Dans cette volonté de toujours se raccrocher à la trilogie et notamment son duo amoureux, la réalisatrice sacrifie ses personnages secondaires, qui pourtant sont le véritable vent de fraicheur du film. Un Morpheus (Yahya Abdul-Mateen II) plus fantoche, une nouvelle venue, Bugs (Jessica Henwick) et un Smith renouvelé (Jonathan Groff) auraient gagné à être les moteurs du récit. Mais ils se retrouvent les chevilles ouvrières d’un duo qui vampirise le long-métrage, tant et si bien que même les considérations philosophico-métaphysiques sont reléguées au second plan. Mal traités, trop vite abandonnés, ils sont le symbole d’un film aveuglé par sa déférence envers lui-même et dont le postulat, prometteur au demeurant, est très vite abandonné pour un récit somme toute banal.
Matrix Désillusions
Matrix Resurrections a la qualité de sa sincérité. Il semblerait saugrenu de reprocher à Lana Wachowski, pour qui ce film et la trilogie sont des manières d’exprimer ses propres tourments, une volonté cynique de retour à un univers connu. Les premières trente minutes en sont d’ailleurs la preuve. Mais force est de constater que le film se prend méchamment les pieds dans le tapis et que, si elle n’est pas le gadin annoncé, ne dépassera jamais la réflexion méta originelle. Sous cette matrice prometteuse, une réalité décevante.
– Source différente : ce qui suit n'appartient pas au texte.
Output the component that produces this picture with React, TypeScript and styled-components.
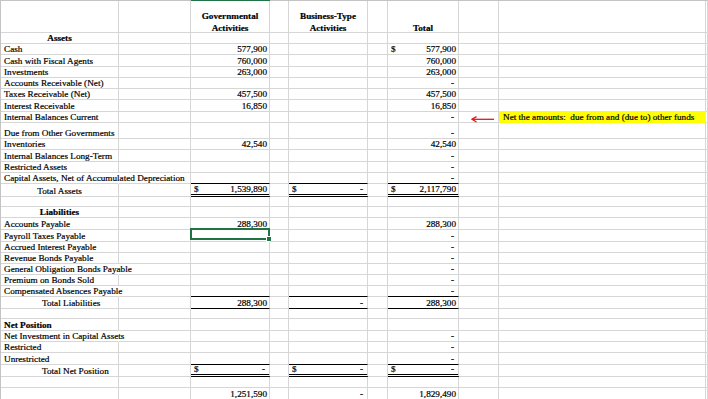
import styled, { createGlobalStyle, css } from 'styled-components'

const GRID = '#d6d6d6'
const FRAME = '#c4c4c4'
const XL_GREEN = '#217346'

const GlobalStyle = createGlobalStyle`
  html, body {
    margin: 0;
    padding: 0;
    background: #fff;
  }
  body {
    font-family: "Liberation Serif", "Times New Roman", serif;
    color: #000;
  }
`

type LabelKind = 'plain' | 'heading' | 'section' | 'center' | 'indent'

type Line = {
  h: number
  label?: string
  kind?: LabelKind
  gov?: string
  bus?: string
  total?: string
  rule?: 'single' | 'double'
  spill?: boolean
  note?: string
  selected?: boolean
}

const lines: Line[] = [
  { h: 11, label: 'Assets', kind: 'heading' },
  { h: 11, label: 'Cash', gov: '577,900', total: '$577,900' },
  { h: 12, label: 'Cash with Fiscal Agents', gov: '760,000', total: '760,000' },
  { h: 11, label: 'Investments', gov: '263,000', total: '263,000' },
  { h: 11, label: 'Accounts Receivable (Net)', total: '-' },
  { h: 11, label: 'Taxes Receivable (Net)', gov: '457,500', total: '457,500' },
  { h: 12, label: 'Interest Receivable', gov: '16,850', total: '16,850' },
  { h: 11, label: 'Internal Balances Current', total: '-', note: 'Net the amounts:  due from and (due to) other funds' },
  { h: 16, label: 'Due from Other Governments', total: '-' },
  { h: 11, label: 'Inventories', gov: '42,540', total: '42,540' },
  { h: 12, label: 'Internal Balances Long-Term', total: '-' },
  { h: 11, label: 'Restricted Assets', total: '-' },
  { h: 11, label: 'Capital Assets, Net of Accumulated Depreciation', total: '-', rule: 'single', spill: true },
  { h: 13, label: 'Total Assets', kind: 'center', gov: '$1,539,890', bus: '$-', total: '$2,117,790', rule: 'double' },
  { h: 10 },
  { h: 11, label: 'Liabilities', kind: 'heading' },
  { h: 12, label: 'Accounts Payable', gov: '288,300', total: '288,300' },
  { h: 12, label: 'Payroll Taxes Payable', total: '-', selected: true },
  { h: 11, label: 'Accrued Interest Payable', total: '-' },
  { h: 11, label: 'Revenue Bonds Payable', total: '-' },
  { h: 11, label: 'General Obligation Bonds Payable', total: '-', spill: true },
  { h: 11, label: 'Premium on Bonds Sold', total: '-' },
  { h: 11, label: 'Compensated Absences Payable', total: '-', rule: 'single', spill: true },
  { h: 12, label: 'Total Liabilities', kind: 'indent', gov: '288,300', bus: '-', total: '288,300', rule: 'single' },
  { h: 10 },
  { h: 12, label: 'Net Position', kind: 'section' },
  { h: 11, label: 'Net Investment in Capital Assets', total: '-', spill: true },
  { h: 11, label: 'Restricted', total: '-' },
  { h: 12, label: 'Unrestricted', total: '-', rule: 'single' },
  { h: 12, label: 'Total Net Position', kind: 'indent', gov: '$-', bus: '$-', total: '$-', rule: 'double' },
  { h: 11 },
  { h: 12, gov: '1,251,590', bus: '-', total: '1,829,490' },
]

const Page = styled.div`
  width: 708px;
  height: 399px;
  overflow: hidden;
`

const Sheet = styled.div<{ $rows: string }>`
  display: grid;
  grid-template-columns: 118px 72px 79px 19px 79px 20px 71px 40px 207px 1fr;
  grid-template-rows: ${p => p.$rows};
  border-top: 1px solid ${FRAME};
  border-left: 1px solid ${FRAME};
  font-size: 9.2px;
  line-height: 9px;
  -webkit-text-stroke: 0.2px #000;
`

const Cell = styled.div<{ $rule?: 'single' | 'double'; $noRight?: boolean }>`
  position: relative;
  display: flex;
  align-items: flex-end;
  min-width: 0;
  white-space: nowrap;
  border-right: 1px solid ${p => (p.$noRight ? 'transparent' : GRID)};
  border-bottom: 1px solid ${GRID};
  ${p =>
    p.$rule === 'single' &&
    css`
      border-bottom-color: #000;
    `}
  ${p =>
    p.$rule === 'double' &&
    css`
      border-bottom: 3px double #000;
    `}
`

const HeadCell = styled(Cell)<{ $active?: boolean }>`
  justify-content: center;
  text-align: center;
  white-space: normal;
  font-weight: bold;
  line-height: 12px;
  ${p =>
    p.$active &&
    css`
      box-shadow: 0 -1px 0 ${XL_GREEN};
    `}
`

const HeadText = styled.span`
  margin-bottom: -2px;
`

const Label = styled.span<{ $kind: LabelKind }>`
  padding-left: 3px;
  ${p =>
    (p.$kind === 'heading' || p.$kind === 'section') &&
    css`
      font-weight: bold;
    `}
  ${p =>
    (p.$kind === 'heading' || p.$kind === 'center') &&
    css`
      width: 100%;
      padding-left: 0;
      text-align: center;
    `}
  ${p =>
    p.$kind === 'indent' &&
    css`
      padding-left: 41px;
    `}
`

const Dollar = styled.span`
  padding-left: 3px;
`

const Figure = styled.span<{ $dash?: boolean }>`
  margin-left: auto;
  padding-right: ${p => (p.$dash ? 4 : 2)}px;
`

const Selection = styled.div`
  position: absolute;
  left: -1px;
  top: -2px;
  right: -1px;
  bottom: 1px;
  border: 2px solid ${XL_GREEN};
  pointer-events: none;

  &::after {
    content: '';
    position: absolute;
    right: -4px;
    bottom: -4px;
    width: 4px;
    height: 4px;
    background: ${XL_GREEN};
    border: 1px solid #fff;
  }
`

const NoteCell = styled(Cell)`
  background: #ffff00;
  border-right-color: #ffff00;
  border-bottom-color: #ffff00;
  margin-top: -1px;
  white-space: pre;
`

const NoteText = styled.span`
  padding-left: 4px;
`

const Arrow = styled.svg`
  position: absolute;
  left: 12px;
  top: 3px;
  overflow: visible;
`

const Amount = ({ value }: { value?: string }) => {
  if (!value) return null
  const dollar = value.startsWith('$')
  const v = dollar ? value.slice(1) : value
  return (
    <>
      {dollar && <Dollar>$</Dollar>}
      <Figure $dash={v === '-'}>{v}</Figure>
    </>
  )
}

const HeaderRow = () => (
  <>
    <Cell />
    <Cell />
    <HeadCell $active>
      <HeadText>Governmental Activities</HeadText>
    </HeadCell>
    <Cell />
    <HeadCell>
      <HeadText>Business-Type Activities</HeadText>
    </HeadCell>
    <Cell />
    <HeadCell>
      <HeadText>Total</HeadText>
    </HeadCell>
    <Cell />
    <Cell />
    <Cell />
  </>
)

const SheetRow = ({ line }: { line: Line }) => (
  <>
    <Cell $noRight={line.spill}>
      {line.label && <Label $kind={line.kind ?? 'plain'}>{line.label}</Label>}
    </Cell>
    <Cell />
    <Cell $rule={line.rule}>
      <Amount value={line.gov} />
      {line.selected && <Selection />}
    </Cell>
    <Cell />
    <Cell $rule={line.rule}>
      <Amount value={line.bus} />
    </Cell>
    <Cell />
    <Cell $rule={line.rule}>
      <Amount value={line.total} />
    </Cell>
    <Cell>
      {line.note && (
        <Arrow width="24" height="8" viewBox="0 0 24 8">
          <path d="M1 4.3 H23" stroke="#e3161b" strokeWidth="1.3" fill="none" />
          <path d="M5.5 1.6 L1 4.3 L5.5 7" stroke="#e3161b" strokeWidth="1.3" fill="none" />
        </Arrow>
      )}
    </Cell>
    {line.note ? (
      <NoteCell>
        <NoteText>{line.note}</NoteText>
      </NoteCell>
    ) : (
      <Cell />
    )}
    <Cell />
  </>
)

export default function App() {
  const rows = ['32px', ...lines.map(l => `${l.h}px`)].join(' ')
  return (
    <Page>
      <GlobalStyle />
      <Sheet $rows={rows}>
        <HeaderRow />
        {lines.map((line, i) => (
          <SheetRow key={i} line={line} />
        ))}
      </Sheet>
    </Page>
  )
}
Sous cette filiation annoncée, une simple question qui subsiste : un retour dans Matrix était-il nécessaire ?
Matrix Resurrection est distribué par la Warner.
Les ambitions et l’honnêteté de Lana Wachowski sont là, en filigrane. Malheureusement, malgré une première demi-heure prometteuse, Matrix Resurrections, sans être un gadin, est beaucoup trop sage pour atteindre l’ambition philosophique et visuelle de ses prédécesseurs.